The sequences set on Earth tell some rather, well, mundane stories of jealousy and political corruption, interesting for being set in Moscow during the hungry years around 1924 and having the villain a minor Soviet official.
(Caution, though: the villain's name is spelled "Erlich" in the titles on the Kino re-issue of the film. If that is a correct rendering, that's the Yiddish word for "righteous" and a Jewish name, so Comrade Erlich may be oddly Jewish--if aristocratic _and_ Bolshevik--and the film engaging in some old-fashioned Russian antisemitism [where confused categories aren't surprising]. If the name is "Ehrlich," Comrade Minor Official may be of German descent and the film more newfangled in trashing insufficiently Russified German-Soviets [who are also aristocrats and Bosheviks].)
The scenes on Mars are much more interesting, visually.
As David A. Cook states in his _History of Narrative Film_ (a standard film-course text), the Martian sets are "designed completely in the Constructivist style." They follow the principles of Vsevelod Meyerhold in trying to create "a machine for acting": which works here in producing a futuristic vision that was to go on to the FLASH GORDON series and other visually classic works of High Modernism.
There's also imagery of a Mechanized Underworld and Mechanical Hive: ideas that don't go back beyond H. G. Wells's _Time Machine_ (1895) and _First Men in the Moon_ (1901) and E.M. Forster's "The Machine Stops" (1909)--and visual and thematic possibilities that were going to go on to works from Fritz Lang's _Metropolis_ (1926) to George Lucas's _THX-1138_ (1971) and beyond.
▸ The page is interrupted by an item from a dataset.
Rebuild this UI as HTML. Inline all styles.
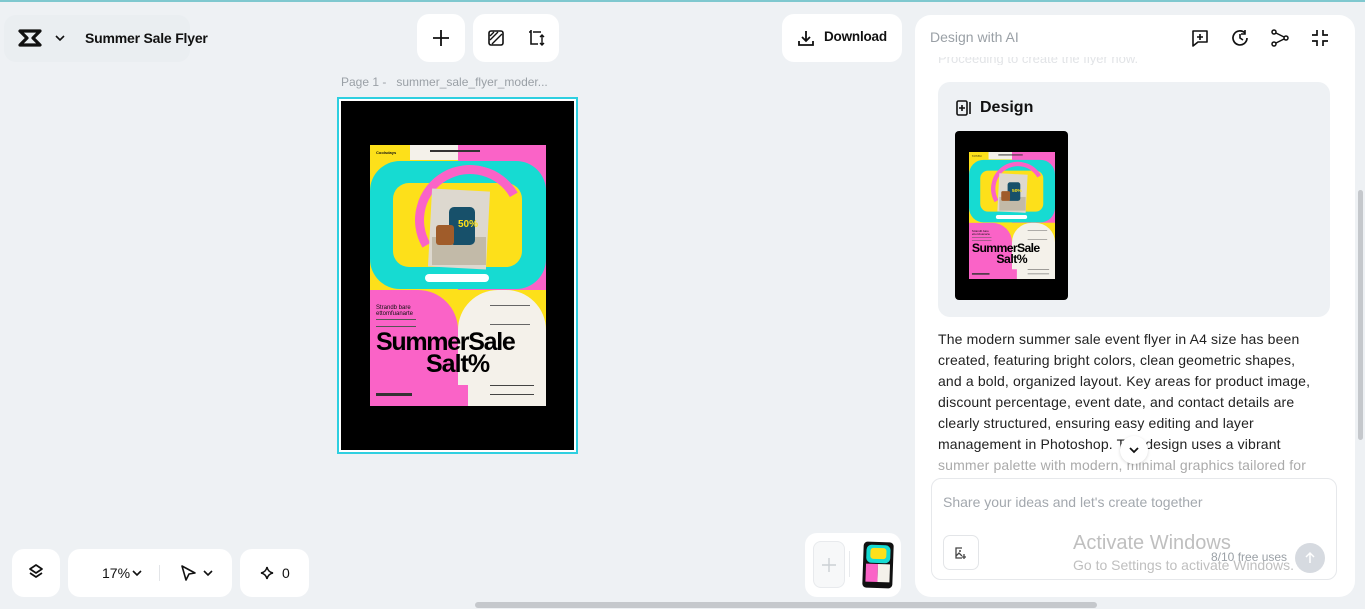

And there's a revolution on Mars, which is something neither Lang nor Lucas could/would pull off.
Ideologically, _Aelita_ is about as sophisticated as _Birth of a Nation_ or _Metropolis_ or _Gone with the Wind_, and less offensive (even to a viewer named "Erlich"). It should be seen for the same reason as we see _Wizard of Oz_ and _Dune_: to see the visuals. Just Fast-Forward through the dumb parts, in all of them.